Stated problem =
Transcribe the data in full and exactly, omitting any pictures.
++++++
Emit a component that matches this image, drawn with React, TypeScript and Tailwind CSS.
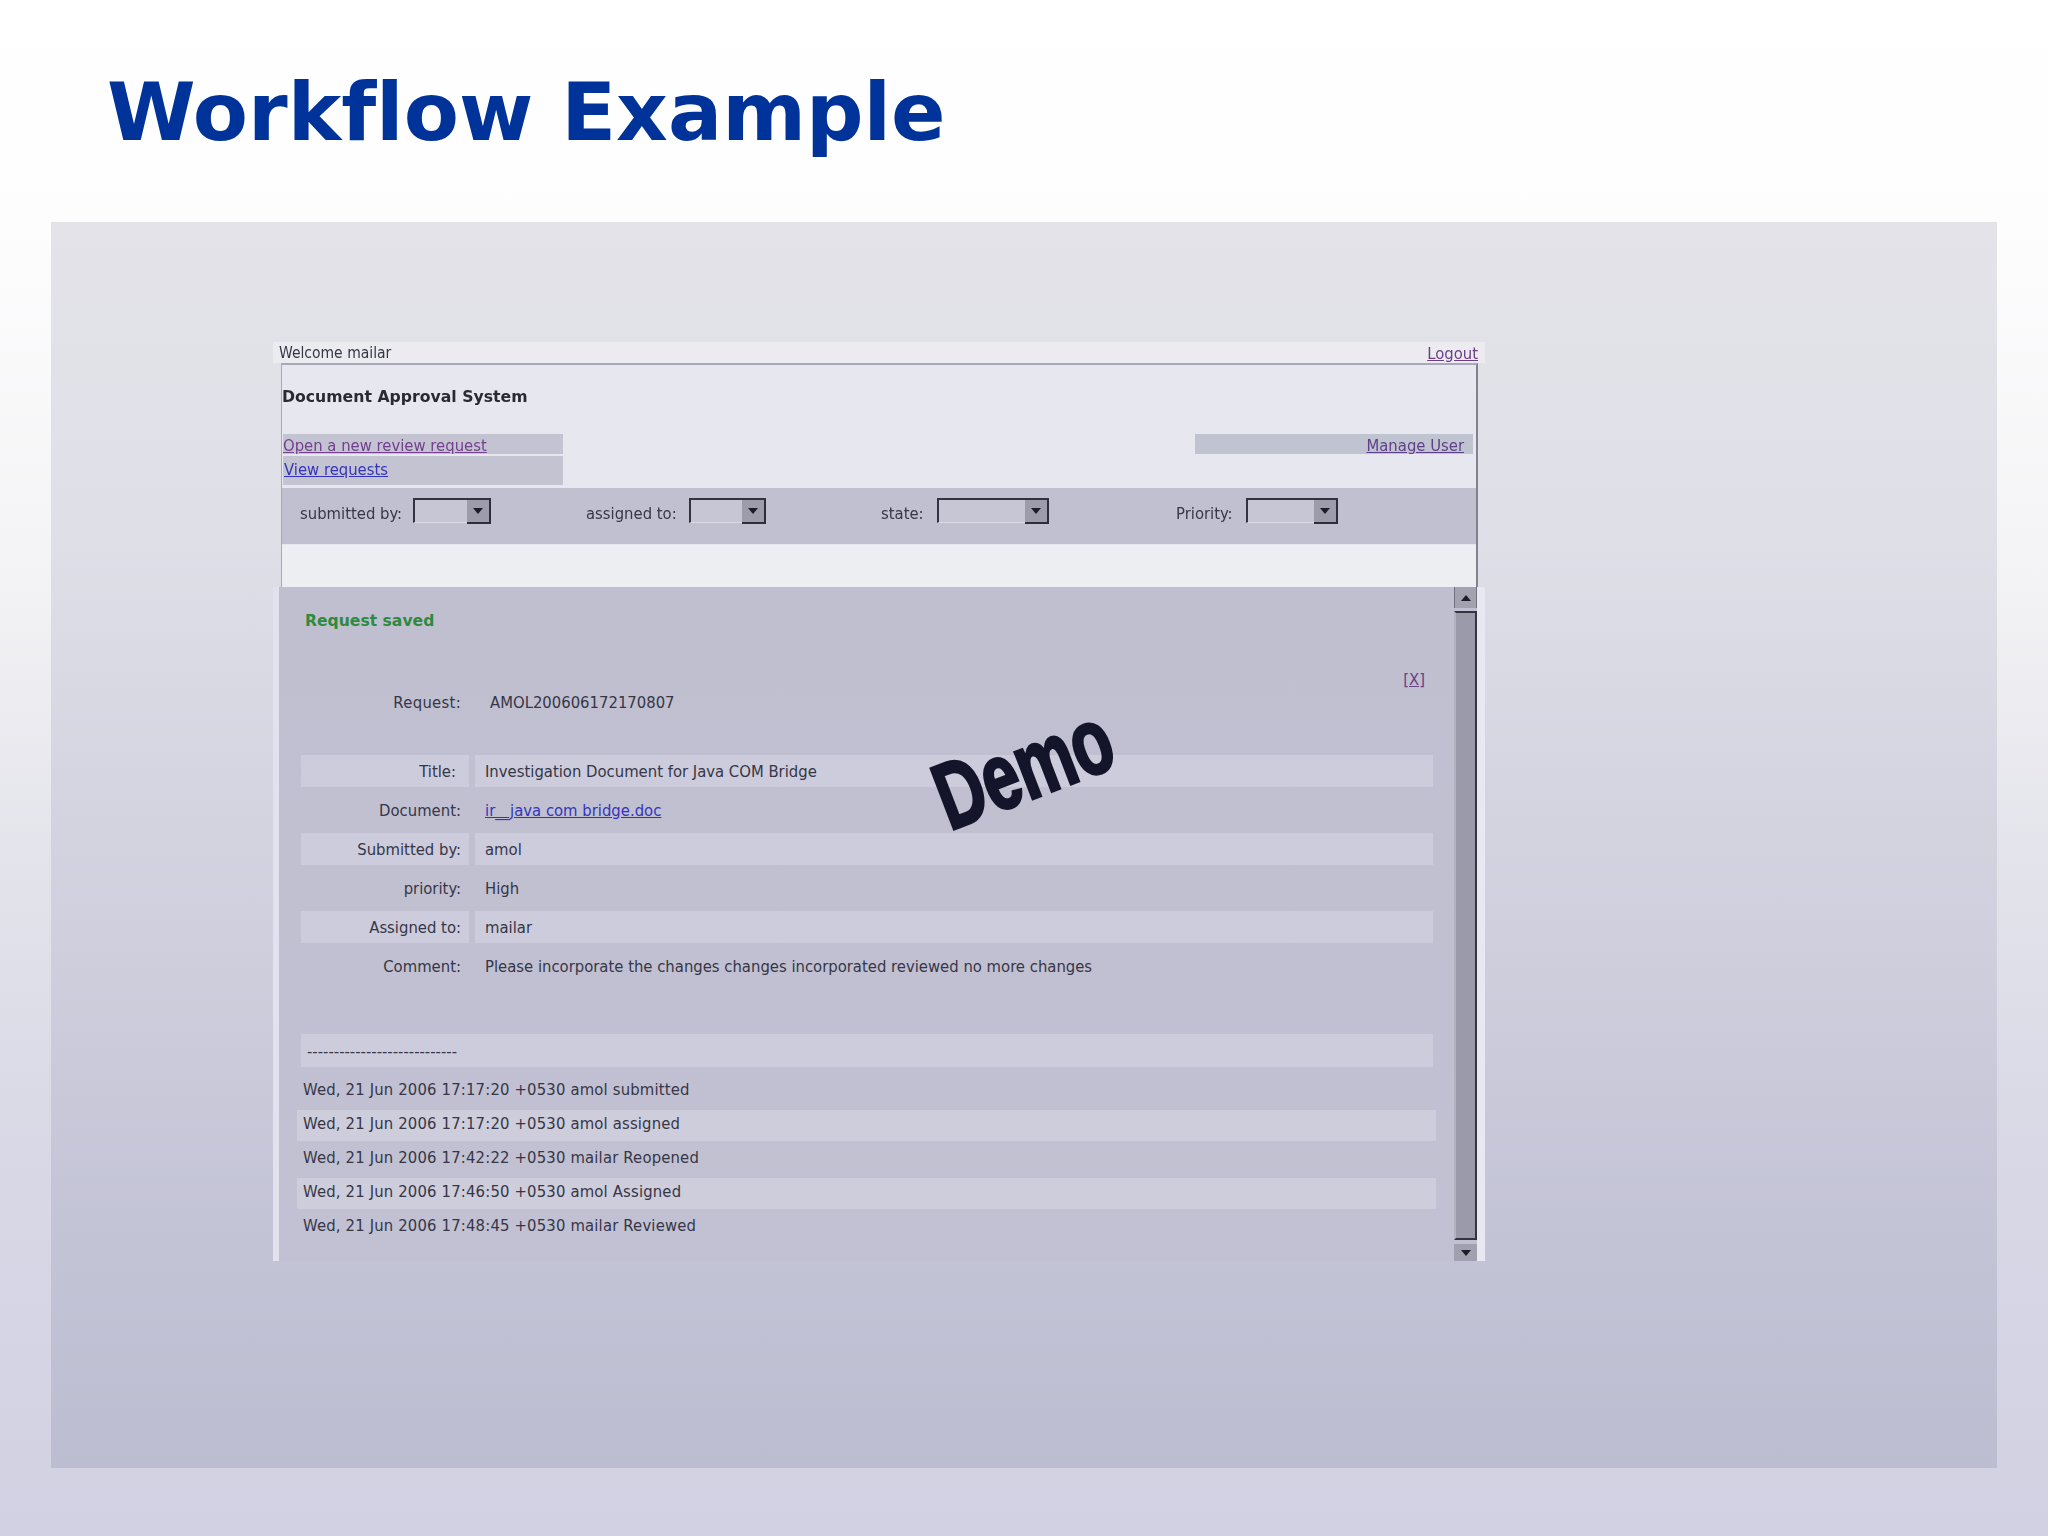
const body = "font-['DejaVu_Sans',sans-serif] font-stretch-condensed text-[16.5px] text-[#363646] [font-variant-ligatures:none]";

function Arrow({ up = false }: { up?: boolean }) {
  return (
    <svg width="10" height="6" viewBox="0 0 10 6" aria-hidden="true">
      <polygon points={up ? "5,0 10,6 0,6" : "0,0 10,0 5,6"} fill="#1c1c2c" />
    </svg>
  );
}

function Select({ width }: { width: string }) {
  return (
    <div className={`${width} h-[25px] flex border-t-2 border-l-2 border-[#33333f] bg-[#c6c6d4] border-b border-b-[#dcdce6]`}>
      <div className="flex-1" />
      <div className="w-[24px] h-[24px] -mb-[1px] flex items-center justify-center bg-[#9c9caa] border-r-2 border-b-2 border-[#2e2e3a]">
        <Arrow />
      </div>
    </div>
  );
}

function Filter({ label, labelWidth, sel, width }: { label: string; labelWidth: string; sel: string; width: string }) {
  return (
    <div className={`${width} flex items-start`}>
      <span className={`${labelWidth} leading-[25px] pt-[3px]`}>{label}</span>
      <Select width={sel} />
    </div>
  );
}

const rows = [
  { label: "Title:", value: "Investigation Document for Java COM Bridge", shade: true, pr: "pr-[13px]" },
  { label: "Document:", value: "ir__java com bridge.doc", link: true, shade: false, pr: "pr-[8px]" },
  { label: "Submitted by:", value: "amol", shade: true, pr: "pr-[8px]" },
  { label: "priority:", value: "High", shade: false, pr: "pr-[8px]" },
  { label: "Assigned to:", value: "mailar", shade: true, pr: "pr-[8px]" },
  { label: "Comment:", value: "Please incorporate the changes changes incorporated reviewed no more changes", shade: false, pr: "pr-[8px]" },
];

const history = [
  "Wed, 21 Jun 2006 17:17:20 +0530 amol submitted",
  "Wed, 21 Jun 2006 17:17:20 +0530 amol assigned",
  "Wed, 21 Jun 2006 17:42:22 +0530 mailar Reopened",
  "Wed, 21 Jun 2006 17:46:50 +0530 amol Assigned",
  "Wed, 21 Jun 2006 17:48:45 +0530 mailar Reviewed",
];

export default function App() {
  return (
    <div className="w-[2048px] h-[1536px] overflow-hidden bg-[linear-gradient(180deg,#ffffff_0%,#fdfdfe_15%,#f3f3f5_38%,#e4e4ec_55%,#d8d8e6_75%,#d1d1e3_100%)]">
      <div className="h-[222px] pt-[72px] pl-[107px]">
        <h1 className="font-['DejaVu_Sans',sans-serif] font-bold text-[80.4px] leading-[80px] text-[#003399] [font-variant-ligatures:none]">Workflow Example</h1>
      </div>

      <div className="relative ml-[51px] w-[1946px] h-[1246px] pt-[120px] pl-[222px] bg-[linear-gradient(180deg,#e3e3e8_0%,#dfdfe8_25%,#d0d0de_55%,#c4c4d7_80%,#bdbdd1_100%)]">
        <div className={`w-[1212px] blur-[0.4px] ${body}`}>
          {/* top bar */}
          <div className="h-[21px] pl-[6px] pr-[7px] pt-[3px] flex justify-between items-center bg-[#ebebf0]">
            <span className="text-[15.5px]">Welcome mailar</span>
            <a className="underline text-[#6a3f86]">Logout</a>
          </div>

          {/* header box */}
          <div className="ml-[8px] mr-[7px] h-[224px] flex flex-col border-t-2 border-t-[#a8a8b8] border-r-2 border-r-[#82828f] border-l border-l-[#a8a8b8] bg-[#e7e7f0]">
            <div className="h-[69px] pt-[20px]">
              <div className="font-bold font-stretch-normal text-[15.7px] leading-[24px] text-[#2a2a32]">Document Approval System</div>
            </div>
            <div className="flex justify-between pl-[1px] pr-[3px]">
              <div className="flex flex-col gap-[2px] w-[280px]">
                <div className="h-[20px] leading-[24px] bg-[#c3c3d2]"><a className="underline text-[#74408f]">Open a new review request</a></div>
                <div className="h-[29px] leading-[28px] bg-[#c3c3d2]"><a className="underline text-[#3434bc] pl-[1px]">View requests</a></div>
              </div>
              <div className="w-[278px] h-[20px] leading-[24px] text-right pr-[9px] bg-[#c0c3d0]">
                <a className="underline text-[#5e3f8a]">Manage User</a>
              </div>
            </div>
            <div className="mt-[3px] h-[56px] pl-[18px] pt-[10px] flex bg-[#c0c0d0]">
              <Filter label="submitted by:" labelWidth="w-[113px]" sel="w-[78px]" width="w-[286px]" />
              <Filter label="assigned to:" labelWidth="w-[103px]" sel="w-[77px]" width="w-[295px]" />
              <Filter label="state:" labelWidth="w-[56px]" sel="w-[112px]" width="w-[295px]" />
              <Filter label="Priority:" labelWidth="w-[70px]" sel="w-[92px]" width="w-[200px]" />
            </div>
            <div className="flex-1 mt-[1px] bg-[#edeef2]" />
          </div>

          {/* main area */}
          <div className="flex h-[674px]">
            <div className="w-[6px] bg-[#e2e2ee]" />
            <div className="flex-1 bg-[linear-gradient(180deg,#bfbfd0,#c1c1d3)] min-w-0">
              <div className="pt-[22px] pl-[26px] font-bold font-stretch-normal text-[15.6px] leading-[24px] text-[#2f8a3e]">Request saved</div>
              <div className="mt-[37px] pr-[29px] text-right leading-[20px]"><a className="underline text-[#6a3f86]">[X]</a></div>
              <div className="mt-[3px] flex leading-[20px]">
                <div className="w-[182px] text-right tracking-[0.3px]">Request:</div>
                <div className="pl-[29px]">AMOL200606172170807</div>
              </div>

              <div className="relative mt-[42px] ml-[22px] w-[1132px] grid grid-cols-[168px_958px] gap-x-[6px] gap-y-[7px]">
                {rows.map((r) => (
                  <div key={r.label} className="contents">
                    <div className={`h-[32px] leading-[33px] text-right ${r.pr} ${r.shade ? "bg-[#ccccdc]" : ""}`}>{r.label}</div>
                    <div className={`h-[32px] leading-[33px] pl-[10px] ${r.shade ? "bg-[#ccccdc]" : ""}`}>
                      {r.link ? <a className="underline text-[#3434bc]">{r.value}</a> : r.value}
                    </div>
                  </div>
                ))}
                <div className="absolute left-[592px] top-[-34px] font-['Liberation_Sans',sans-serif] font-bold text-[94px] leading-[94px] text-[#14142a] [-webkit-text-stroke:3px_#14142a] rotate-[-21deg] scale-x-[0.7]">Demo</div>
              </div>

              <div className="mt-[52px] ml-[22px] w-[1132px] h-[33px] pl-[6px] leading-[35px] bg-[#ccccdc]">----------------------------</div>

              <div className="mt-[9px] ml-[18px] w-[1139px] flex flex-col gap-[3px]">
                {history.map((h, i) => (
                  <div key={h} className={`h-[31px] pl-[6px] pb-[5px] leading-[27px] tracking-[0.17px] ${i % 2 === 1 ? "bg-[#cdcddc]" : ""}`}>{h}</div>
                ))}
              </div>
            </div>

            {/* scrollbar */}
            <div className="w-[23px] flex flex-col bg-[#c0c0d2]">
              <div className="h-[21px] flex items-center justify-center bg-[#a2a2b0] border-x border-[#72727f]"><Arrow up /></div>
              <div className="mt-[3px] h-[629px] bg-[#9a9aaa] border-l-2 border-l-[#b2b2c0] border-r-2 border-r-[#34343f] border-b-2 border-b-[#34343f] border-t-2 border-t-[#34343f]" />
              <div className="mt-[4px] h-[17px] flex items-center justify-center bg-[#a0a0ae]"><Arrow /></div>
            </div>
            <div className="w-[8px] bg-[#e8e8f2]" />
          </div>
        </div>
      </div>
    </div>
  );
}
++++++
Written response =
Emit a component that matches this image, drawn with React, TypeScript and Tailwind CSS.
const body = "font-['DejaVu_Sans',sans-serif] font-stretch-condensed text-[16.5px] text-[#363646] [font-variant-ligatures:none]";

function Arrow({ up = false }: { up?: boolean }) {
  return (
    <svg width="10" height="6" viewBox="0 0 10 6" aria-hidden="true">
      <polygon points={up ? "5,0 10,6 0,6" : "0,0 10,0 5,6"} fill="#1c1c2c" />
    </svg>
  );
}

function Select({ width }: { width: string }) {
  return (
    <div className={`${width} h-[25px] flex border-t-2 border-l-2 border-[#33333f] bg-[#c6c6d4] border-b border-b-[#dcdce6]`}>
      <div className="flex-1" />
      <div className="w-[24px] h-[24px] -mb-[1px] flex items-center justify-center bg-[#9c9caa] border-r-2 border-b-2 border-[#2e2e3a]">
        <Arrow />
      </div>
    </div>
  );
}

function Filter({ label, labelWidth, sel, width }: { label: string; labelWidth: string; sel: string; width: string }) {
  return (
    <div className={`${width} flex items-start`}>
      <span className={`${labelWidth} leading-[25px] pt-[3px]`}>{label}</span>
      <Select width={sel} />
    </div>
  );
}

const rows = [
  { label: "Title:", value: "Investigation Document for Java COM Bridge", shade: true, pr: "pr-[13px]" },
  { label: "Document:", value: "ir__java com bridge.doc", link: true, shade: false, pr: "pr-[8px]" },
  { label: "Submitted by:", value: "amol", shade: true, pr: "pr-[8px]" },
  { label: "priority:", value: "High", shade: false, pr: "pr-[8px]" },
  { label: "Assigned to:", value: "mailar", shade: true, pr: "pr-[8px]" },
  { label: "Comment:", value: "Please incorporate the changes changes incorporated reviewed no more changes", shade: false, pr: "pr-[8px]" },
];

const history = [
  "Wed, 21 Jun 2006 17:17:20 +0530 amol submitted",
  "Wed, 21 Jun 2006 17:17:20 +0530 amol assigned",
  "Wed, 21 Jun 2006 17:42:22 +0530 mailar Reopened",
  "Wed, 21 Jun 2006 17:46:50 +0530 amol Assigned",
  "Wed, 21 Jun 2006 17:48:45 +0530 mailar Reviewed",
];

export default function App() {
  return (
    <div className="w-[2048px] h-[1536px] overflow-hidden bg-[linear-gradient(180deg,#ffffff_0%,#fdfdfe_15%,#f3f3f5_38%,#e4e4ec_55%,#d8d8e6_75%,#d1d1e3_100%)]">
      <div className="h-[222px] pt-[72px] pl-[107px]">
        <h1 className="font-['DejaVu_Sans',sans-serif] font-bold text-[80.4px] leading-[80px] text-[#003399] [font-variant-ligatures:none]">Workflow Example</h1>
      </div>

      <div className="relative ml-[51px] w-[1946px] h-[1246px] pt-[120px] pl-[222px] bg-[linear-gradient(180deg,#e3e3e8_0%,#dfdfe8_25%,#d0d0de_55%,#c4c4d7_80%,#bdbdd1_100%)]">
        <div className={`w-[1212px] blur-[0.4px] ${body}`}>
          {/* top bar */}
          <div className="h-[21px] pl-[6px] pr-[7px] pt-[3px] flex justify-between items-center bg-[#ebebf0]">
            <span className="text-[15.5px]">Welcome mailar</span>
            <a className="underline text-[#6a3f86]">Logout</a>
          </div>

          {/* header box */}
          <div className="ml-[8px] mr-[7px] h-[224px] flex flex-col border-t-2 border-t-[#a8a8b8] border-r-2 border-r-[#82828f] border-l border-l-[#a8a8b8] bg-[#e7e7f0]">
            <div className="h-[69px] pt-[20px]">
              <div className="font-bold font-stretch-normal text-[15.7px] leading-[24px] text-[#2a2a32]">Document Approval System</div>
            </div>
            <div className="flex justify-between pl-[1px] pr-[3px]">
              <div className="flex flex-col gap-[2px] w-[280px]">
                <div className="h-[20px] leading-[24px] bg-[#c3c3d2]"><a className="underline text-[#74408f]">Open a new review request</a></div>
                <div className="h-[29px] leading-[28px] bg-[#c3c3d2]"><a className="underline text-[#3434bc] pl-[1px]">View requests</a></div>
              </div>
              <div className="w-[278px] h-[20px] leading-[24px] text-right pr-[9px] bg-[#c0c3d0]">
                <a className="underline text-[#5e3f8a]">Manage User</a>
              </div>
            </div>
            <div className="mt-[3px] h-[56px] pl-[18px] pt-[10px] flex bg-[#c0c0d0]">
              <Filter label="submitted by:" labelWidth="w-[113px]" sel="w-[78px]" width="w-[286px]" />
              <Filter label="assigned to:" labelWidth="w-[103px]" sel="w-[77px]" width="w-[295px]" />
              <Filter label="state:" labelWidth="w-[56px]" sel="w-[112px]" width="w-[295px]" />
              <Filter label="Priority:" labelWidth="w-[70px]" sel="w-[92px]" width="w-[200px]" />
            </div>
            <div className="flex-1 mt-[1px] bg-[#edeef2]" />
          </div>

          {/* main area */}
          <div className="flex h-[674px]">
            <div className="w-[6px] bg-[#e2e2ee]" />
            <div className="flex-1 bg-[linear-gradient(180deg,#bfbfd0,#c1c1d3)] min-w-0">
              <div className="pt-[22px] pl-[26px] font-bold font-stretch-normal text-[15.6px] leading-[24px] text-[#2f8a3e]">Request saved</div>
              <div className="mt-[37px] pr-[29px] text-right leading-[20px]"><a className="underline text-[#6a3f86]">[X]</a></div>
              <div className="mt-[3px] flex leading-[20px]">
                <div className="w-[182px] text-right tracking-[0.3px]">Request:</div>
                <div className="pl-[29px]">AMOL200606172170807</div>
              </div>

              <div className="relative mt-[42px] ml-[22px] w-[1132px] grid grid-cols-[168px_958px] gap-x-[6px] gap-y-[7px]">
                {rows.map((r) => (
                  <div key={r.label} className="contents">
                    <div className={`h-[32px] leading-[33px] text-right ${r.pr} ${r.shade ? "bg-[#ccccdc]" : ""}`}>{r.label}</div>
                    <div className={`h-[32px] leading-[33px] pl-[10px] ${r.shade ? "bg-[#ccccdc]" : ""}`}>
                      {r.link ? <a className="underline text-[#3434bc]">{r.value}</a> : r.value}
                    </div>
                  </div>
                ))}
                <div className="absolute left-[592px] top-[-34px] font-['Liberation_Sans',sans-serif] font-bold text-[94px] leading-[94px] text-[#14142a] [-webkit-text-stroke:3px_#14142a] rotate-[-21deg] scale-x-[0.7]">Demo</div>
              </div>

              <div className="mt-[52px] ml-[22px] w-[1132px] h-[33px] pl-[6px] leading-[35px] bg-[#ccccdc]">----------------------------</div>

              <div className="mt-[9px] ml-[18px] w-[1139px] flex flex-col gap-[3px]">
                {history.map((h, i) => (
                  <div key={h} className={`h-[31px] pl-[6px] pb-[5px] leading-[27px] tracking-[0.17px] ${i % 2 === 1 ? "bg-[#cdcddc]" : ""}`}>{h}</div>
                ))}
              </div>
            </div>

            {/* scrollbar */}
            <div className="w-[23px] flex flex-col bg-[#c0c0d2]">
              <div className="h-[21px] flex items-center justify-center bg-[#a2a2b0] border-x border-[#72727f]"><Arrow up /></div>
              <div className="mt-[3px] h-[629px] bg-[#9a9aaa] border-l-2 border-l-[#b2b2c0] border-r-2 border-r-[#34343f] border-b-2 border-b-[#34343f] border-t-2 border-t-[#34343f]" />
              <div className="mt-[4px] h-[17px] flex items-center justify-center bg-[#a0a0ae]"><Arrow /></div>
            </div>
            <div className="w-[8px] bg-[#e8e8f2]" />
          </div>
        </div>
      </div>
    </div>
  );
}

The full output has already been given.